§ **Goal of the exercise**:
Starting at the first line of the listing below, repeat each line up to and including the one containing "chrome ---------- */". Leave out pictures.

§ **Supplied data**:
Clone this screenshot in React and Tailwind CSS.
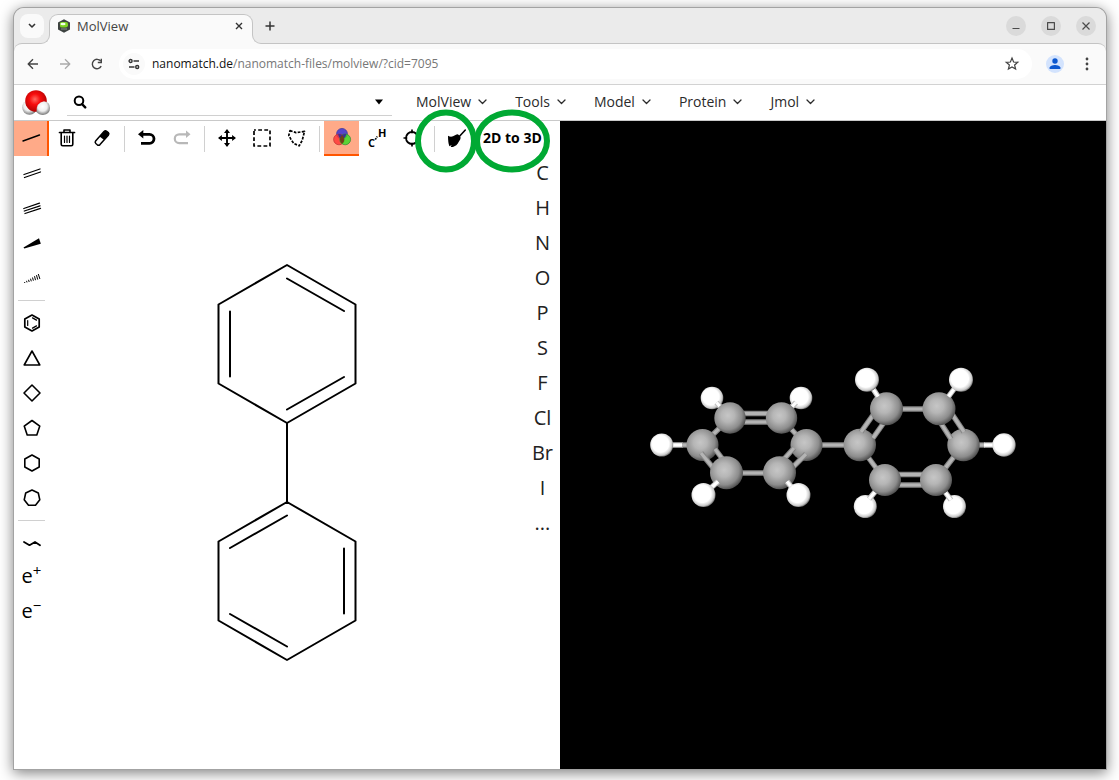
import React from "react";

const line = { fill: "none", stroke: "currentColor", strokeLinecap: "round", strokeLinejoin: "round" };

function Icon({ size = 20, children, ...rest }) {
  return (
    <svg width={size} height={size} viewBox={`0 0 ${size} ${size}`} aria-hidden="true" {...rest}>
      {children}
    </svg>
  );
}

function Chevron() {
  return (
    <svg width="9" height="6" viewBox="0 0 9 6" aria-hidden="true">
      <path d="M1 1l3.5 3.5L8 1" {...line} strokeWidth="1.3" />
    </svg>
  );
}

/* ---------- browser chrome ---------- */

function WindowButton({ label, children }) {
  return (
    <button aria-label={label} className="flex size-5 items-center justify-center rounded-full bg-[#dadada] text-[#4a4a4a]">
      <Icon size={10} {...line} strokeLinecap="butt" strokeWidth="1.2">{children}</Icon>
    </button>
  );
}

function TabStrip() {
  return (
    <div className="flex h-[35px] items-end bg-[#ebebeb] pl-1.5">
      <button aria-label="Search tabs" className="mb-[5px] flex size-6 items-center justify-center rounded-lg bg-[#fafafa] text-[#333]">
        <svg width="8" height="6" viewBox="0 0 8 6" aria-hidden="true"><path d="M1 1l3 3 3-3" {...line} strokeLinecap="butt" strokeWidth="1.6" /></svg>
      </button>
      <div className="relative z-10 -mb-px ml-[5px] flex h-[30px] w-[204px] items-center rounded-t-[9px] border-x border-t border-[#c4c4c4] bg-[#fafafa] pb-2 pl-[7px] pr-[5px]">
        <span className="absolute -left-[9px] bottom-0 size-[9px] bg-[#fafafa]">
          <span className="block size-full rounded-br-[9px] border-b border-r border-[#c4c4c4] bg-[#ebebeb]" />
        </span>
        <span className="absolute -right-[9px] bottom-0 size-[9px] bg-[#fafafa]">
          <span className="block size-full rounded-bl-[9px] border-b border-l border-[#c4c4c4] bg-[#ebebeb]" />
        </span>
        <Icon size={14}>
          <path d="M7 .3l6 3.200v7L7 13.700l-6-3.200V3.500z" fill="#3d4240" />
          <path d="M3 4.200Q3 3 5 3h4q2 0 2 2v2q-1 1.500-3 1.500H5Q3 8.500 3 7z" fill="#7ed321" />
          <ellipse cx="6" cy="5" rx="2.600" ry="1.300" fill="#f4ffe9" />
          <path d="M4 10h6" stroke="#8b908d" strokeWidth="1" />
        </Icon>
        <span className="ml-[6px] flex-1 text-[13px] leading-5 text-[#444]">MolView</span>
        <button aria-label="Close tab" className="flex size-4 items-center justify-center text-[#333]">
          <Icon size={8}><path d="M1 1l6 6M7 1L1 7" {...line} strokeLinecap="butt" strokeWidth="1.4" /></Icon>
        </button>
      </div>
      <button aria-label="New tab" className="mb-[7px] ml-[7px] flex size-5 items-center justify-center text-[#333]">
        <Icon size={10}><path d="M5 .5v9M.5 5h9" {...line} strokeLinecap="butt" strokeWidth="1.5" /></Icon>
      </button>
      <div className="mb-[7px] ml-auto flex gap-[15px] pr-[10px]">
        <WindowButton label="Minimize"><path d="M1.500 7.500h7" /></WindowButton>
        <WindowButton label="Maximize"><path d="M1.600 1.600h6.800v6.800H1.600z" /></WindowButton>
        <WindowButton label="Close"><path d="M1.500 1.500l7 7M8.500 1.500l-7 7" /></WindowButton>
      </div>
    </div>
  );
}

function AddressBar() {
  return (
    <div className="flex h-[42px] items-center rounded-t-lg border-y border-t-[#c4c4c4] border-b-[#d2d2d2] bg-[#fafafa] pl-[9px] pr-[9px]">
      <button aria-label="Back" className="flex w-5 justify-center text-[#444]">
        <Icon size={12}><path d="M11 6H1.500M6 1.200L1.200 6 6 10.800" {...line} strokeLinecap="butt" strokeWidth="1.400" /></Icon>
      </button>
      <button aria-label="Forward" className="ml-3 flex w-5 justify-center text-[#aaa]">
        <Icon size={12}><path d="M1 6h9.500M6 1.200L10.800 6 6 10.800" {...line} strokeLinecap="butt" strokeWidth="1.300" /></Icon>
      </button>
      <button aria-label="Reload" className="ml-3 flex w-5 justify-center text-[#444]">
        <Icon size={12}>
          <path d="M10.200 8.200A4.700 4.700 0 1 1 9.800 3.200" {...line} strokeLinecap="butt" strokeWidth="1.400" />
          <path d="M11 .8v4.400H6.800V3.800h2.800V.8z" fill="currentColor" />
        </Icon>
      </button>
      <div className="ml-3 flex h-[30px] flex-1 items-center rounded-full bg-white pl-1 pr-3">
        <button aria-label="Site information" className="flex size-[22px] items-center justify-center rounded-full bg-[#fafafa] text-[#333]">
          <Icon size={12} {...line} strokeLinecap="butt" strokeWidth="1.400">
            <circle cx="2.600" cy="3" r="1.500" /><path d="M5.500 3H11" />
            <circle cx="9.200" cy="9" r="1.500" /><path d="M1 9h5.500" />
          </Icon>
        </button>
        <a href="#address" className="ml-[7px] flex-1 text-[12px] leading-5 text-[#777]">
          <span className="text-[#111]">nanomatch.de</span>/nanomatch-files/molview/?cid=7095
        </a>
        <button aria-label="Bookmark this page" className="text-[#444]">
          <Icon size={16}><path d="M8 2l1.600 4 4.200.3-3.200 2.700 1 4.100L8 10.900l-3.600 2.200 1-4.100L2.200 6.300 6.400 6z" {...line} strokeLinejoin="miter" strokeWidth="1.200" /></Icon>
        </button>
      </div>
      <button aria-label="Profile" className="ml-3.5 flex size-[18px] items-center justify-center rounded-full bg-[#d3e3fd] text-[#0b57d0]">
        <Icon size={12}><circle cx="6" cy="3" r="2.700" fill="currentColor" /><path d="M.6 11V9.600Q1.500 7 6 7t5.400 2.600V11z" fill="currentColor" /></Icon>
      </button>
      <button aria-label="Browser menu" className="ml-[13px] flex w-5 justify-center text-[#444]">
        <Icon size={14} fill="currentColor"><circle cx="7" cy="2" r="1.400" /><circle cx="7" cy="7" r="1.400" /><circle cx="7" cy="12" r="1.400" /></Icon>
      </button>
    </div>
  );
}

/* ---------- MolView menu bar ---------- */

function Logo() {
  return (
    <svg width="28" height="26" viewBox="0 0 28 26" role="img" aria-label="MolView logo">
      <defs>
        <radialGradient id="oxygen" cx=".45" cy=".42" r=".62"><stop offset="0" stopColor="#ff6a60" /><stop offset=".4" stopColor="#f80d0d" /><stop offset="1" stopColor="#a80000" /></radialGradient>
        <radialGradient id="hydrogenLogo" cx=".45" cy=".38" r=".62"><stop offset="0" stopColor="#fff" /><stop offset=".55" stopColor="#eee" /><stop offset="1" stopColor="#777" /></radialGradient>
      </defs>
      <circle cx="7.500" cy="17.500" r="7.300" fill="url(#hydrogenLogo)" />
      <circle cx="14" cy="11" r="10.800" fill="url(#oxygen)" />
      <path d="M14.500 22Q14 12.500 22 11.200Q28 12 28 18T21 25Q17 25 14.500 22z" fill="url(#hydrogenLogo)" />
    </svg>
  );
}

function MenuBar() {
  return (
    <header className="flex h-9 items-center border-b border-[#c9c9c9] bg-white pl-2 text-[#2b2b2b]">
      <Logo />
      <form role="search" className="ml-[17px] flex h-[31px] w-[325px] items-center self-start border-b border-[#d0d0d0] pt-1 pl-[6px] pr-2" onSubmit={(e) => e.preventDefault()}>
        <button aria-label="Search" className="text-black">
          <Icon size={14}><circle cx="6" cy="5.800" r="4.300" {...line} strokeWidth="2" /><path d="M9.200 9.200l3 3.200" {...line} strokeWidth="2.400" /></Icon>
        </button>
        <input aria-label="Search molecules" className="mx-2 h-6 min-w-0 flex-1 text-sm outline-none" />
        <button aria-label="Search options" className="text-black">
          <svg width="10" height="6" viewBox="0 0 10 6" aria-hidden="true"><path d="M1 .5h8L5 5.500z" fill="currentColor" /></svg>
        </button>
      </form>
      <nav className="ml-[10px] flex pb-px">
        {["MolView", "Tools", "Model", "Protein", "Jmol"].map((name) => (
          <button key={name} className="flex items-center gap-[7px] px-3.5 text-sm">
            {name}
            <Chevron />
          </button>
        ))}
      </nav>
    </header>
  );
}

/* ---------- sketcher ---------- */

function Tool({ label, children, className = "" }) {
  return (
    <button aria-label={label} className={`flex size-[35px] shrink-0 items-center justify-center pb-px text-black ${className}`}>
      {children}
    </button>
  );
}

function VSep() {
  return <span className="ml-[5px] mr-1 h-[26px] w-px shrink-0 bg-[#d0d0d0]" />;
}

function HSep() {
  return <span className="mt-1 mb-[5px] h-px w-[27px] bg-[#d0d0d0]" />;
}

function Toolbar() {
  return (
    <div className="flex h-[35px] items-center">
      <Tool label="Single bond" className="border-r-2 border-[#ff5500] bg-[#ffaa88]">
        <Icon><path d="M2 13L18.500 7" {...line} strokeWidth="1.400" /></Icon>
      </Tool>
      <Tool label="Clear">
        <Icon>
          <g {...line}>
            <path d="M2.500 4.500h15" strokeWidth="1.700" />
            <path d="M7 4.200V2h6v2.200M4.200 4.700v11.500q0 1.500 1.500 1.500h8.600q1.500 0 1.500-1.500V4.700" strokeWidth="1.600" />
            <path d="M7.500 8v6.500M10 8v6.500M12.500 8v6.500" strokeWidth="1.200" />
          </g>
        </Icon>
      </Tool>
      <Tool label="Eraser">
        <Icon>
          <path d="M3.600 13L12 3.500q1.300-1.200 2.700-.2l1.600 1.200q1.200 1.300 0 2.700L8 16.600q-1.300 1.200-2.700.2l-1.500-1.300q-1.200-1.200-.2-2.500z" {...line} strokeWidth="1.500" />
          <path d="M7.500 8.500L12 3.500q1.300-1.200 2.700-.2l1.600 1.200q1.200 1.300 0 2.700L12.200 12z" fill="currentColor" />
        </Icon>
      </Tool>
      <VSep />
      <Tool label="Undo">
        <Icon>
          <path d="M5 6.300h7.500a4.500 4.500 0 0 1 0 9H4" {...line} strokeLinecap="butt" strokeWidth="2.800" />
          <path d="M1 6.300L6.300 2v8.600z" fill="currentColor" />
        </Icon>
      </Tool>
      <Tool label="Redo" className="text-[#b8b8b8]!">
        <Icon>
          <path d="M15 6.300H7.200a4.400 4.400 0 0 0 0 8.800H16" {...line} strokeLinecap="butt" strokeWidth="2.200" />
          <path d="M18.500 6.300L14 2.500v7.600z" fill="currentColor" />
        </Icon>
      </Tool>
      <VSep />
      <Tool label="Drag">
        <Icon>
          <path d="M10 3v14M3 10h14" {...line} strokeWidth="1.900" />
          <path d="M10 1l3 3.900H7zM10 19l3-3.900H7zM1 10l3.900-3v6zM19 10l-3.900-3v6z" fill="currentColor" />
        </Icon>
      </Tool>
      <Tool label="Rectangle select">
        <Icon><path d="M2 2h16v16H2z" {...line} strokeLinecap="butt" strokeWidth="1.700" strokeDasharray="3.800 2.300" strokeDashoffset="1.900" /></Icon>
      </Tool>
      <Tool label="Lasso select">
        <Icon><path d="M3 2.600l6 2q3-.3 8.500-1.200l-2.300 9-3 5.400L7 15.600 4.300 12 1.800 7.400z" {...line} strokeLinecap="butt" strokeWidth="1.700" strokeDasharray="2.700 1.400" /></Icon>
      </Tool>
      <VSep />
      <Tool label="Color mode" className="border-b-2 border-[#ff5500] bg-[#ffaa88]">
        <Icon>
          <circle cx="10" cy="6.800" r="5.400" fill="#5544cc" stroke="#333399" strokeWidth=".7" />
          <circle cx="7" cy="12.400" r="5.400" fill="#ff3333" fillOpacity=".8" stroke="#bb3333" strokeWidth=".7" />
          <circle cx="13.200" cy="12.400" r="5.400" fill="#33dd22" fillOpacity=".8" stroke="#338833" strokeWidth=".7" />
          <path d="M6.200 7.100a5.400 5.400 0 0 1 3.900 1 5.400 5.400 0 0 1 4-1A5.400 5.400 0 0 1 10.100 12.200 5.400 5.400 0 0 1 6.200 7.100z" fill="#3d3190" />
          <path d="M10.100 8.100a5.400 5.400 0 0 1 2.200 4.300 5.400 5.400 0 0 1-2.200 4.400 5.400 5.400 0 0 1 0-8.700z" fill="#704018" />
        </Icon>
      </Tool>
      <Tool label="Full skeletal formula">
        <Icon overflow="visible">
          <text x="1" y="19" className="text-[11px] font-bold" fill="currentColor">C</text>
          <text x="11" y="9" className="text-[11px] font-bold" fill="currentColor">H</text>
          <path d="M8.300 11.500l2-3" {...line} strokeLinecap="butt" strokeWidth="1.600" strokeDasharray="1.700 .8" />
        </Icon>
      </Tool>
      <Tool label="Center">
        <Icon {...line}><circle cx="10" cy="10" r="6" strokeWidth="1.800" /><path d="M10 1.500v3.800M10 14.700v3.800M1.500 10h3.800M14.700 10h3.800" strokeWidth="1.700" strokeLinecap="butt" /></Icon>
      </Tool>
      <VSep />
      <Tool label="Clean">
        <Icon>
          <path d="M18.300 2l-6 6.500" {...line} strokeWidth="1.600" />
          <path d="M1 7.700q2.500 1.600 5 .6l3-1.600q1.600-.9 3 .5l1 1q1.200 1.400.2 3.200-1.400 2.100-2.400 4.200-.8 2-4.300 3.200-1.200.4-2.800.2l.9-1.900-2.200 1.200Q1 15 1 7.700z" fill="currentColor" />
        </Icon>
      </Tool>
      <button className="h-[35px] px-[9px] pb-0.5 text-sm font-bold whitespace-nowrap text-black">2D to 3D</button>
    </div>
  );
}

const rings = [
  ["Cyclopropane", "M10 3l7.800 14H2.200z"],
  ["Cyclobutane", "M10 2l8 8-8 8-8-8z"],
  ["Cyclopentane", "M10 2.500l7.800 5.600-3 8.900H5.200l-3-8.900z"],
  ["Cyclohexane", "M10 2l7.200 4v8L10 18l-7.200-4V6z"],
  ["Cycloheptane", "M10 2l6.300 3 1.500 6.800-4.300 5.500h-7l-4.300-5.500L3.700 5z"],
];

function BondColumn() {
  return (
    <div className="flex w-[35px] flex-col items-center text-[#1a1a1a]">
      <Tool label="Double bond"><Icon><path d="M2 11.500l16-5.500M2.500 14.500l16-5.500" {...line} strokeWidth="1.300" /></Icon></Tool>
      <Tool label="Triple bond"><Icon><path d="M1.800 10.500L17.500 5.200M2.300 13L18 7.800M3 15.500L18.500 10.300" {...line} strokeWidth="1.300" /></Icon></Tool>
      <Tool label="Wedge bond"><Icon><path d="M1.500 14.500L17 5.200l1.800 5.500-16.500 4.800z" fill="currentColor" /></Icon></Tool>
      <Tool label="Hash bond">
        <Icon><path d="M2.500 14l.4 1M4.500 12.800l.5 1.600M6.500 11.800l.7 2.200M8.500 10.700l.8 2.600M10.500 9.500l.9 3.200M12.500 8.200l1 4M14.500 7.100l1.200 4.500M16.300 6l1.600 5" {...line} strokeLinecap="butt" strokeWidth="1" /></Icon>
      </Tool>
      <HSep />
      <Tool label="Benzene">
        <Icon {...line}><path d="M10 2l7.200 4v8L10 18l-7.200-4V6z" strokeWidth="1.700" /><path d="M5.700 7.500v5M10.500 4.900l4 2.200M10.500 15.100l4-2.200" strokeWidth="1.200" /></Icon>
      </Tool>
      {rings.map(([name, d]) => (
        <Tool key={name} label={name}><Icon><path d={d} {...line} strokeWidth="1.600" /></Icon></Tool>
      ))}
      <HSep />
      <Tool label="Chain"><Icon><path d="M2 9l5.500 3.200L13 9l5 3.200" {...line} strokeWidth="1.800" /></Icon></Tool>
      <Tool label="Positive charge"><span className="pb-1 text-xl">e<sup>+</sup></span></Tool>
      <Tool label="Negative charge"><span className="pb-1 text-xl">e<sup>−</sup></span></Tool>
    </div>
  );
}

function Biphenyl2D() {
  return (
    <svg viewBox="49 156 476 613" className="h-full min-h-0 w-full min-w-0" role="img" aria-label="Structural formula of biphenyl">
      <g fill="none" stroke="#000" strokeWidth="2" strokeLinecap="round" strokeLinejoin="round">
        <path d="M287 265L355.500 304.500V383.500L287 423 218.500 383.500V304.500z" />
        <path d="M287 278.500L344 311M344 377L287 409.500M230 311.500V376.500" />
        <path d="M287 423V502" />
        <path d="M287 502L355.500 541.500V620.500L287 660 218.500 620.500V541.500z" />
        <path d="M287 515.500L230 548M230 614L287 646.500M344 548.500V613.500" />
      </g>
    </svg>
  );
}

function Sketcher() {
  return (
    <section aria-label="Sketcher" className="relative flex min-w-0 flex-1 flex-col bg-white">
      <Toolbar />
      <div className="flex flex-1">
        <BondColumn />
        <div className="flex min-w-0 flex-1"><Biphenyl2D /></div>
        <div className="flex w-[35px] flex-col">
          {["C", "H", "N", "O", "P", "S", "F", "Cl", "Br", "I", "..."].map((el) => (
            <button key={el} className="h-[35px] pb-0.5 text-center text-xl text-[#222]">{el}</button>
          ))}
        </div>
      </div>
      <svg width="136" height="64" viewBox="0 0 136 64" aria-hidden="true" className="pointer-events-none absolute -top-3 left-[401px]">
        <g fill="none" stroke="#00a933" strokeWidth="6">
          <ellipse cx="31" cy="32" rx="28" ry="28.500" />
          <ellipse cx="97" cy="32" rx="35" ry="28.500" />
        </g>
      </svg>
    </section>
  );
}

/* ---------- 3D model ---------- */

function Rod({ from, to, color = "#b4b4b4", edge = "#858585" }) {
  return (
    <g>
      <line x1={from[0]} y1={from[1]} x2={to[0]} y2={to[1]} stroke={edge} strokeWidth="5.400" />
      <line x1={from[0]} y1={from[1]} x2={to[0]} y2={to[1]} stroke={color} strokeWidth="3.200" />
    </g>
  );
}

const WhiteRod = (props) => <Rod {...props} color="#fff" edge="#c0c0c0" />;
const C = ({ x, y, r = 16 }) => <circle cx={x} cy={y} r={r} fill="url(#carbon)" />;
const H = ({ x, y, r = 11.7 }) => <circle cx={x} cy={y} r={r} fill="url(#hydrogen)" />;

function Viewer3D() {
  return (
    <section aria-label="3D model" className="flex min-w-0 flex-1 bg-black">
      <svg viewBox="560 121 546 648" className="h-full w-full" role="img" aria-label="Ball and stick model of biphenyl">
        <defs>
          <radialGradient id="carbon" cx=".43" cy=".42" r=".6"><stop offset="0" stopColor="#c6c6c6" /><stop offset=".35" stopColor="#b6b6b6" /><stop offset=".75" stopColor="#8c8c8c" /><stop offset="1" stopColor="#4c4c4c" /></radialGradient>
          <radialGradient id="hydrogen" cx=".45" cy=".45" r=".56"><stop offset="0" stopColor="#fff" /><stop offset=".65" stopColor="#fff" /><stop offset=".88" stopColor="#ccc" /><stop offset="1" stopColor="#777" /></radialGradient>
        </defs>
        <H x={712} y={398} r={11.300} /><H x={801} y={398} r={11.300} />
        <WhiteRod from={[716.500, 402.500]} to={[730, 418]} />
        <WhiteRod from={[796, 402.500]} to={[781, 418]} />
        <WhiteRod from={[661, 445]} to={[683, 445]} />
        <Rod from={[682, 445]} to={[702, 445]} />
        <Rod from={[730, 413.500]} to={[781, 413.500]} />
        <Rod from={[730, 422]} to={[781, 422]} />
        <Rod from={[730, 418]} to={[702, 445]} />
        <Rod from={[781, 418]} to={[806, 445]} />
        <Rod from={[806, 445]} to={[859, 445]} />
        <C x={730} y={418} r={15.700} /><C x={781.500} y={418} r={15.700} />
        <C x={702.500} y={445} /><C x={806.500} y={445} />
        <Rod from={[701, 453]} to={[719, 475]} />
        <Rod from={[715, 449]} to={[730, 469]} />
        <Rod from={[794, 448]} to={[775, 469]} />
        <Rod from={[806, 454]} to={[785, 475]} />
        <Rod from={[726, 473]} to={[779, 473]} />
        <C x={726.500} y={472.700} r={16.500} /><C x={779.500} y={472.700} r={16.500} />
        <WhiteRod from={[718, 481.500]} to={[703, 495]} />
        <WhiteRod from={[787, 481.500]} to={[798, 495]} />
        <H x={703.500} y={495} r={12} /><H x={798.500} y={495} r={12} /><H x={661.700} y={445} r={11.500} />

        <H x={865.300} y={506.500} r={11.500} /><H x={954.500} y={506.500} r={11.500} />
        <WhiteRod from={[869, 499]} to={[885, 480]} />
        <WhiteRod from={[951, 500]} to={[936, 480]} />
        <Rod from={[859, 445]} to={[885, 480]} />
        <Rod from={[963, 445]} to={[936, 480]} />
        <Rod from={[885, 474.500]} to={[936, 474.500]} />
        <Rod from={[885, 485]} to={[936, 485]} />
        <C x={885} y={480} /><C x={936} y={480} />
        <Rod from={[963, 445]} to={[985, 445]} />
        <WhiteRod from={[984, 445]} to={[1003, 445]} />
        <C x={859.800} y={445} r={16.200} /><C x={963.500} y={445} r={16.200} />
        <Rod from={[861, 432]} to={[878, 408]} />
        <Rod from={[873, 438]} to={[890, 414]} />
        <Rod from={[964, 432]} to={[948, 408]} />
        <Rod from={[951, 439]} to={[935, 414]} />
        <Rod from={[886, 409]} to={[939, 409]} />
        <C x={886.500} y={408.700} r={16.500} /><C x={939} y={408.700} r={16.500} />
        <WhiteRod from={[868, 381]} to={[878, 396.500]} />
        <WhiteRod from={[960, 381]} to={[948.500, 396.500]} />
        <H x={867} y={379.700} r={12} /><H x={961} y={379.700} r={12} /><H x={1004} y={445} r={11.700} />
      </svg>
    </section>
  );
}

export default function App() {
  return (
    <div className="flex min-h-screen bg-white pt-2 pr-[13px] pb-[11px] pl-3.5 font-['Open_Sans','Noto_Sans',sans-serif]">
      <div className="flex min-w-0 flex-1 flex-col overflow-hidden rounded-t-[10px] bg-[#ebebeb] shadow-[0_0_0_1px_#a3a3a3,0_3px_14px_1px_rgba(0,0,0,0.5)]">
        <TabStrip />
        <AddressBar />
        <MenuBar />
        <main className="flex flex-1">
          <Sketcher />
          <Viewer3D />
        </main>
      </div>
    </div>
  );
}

§ **Solution for this problem**:
Clone this screenshot in React and Tailwind CSS.
import React from "react";

const line = { fill: "none", stroke: "currentColor", strokeLinecap: "round", strokeLinejoin: "round" };

function Icon({ size = 20, children, ...rest }) {
  return (
    <svg width={size} height={size} viewBox={`0 0 ${size} ${size}`} aria-hidden="true" {...rest}>
      {children}
    </svg>
  );
}

function Chevron() {
  return (
    <svg width="9" height="6" viewBox="0 0 9 6" aria-hidden="true">
      <path d="M1 1l3.5 3.5L8 1" {...line} strokeWidth="1.3" />
    </svg>
  );
}

/* ---------- browser chrome ---------- */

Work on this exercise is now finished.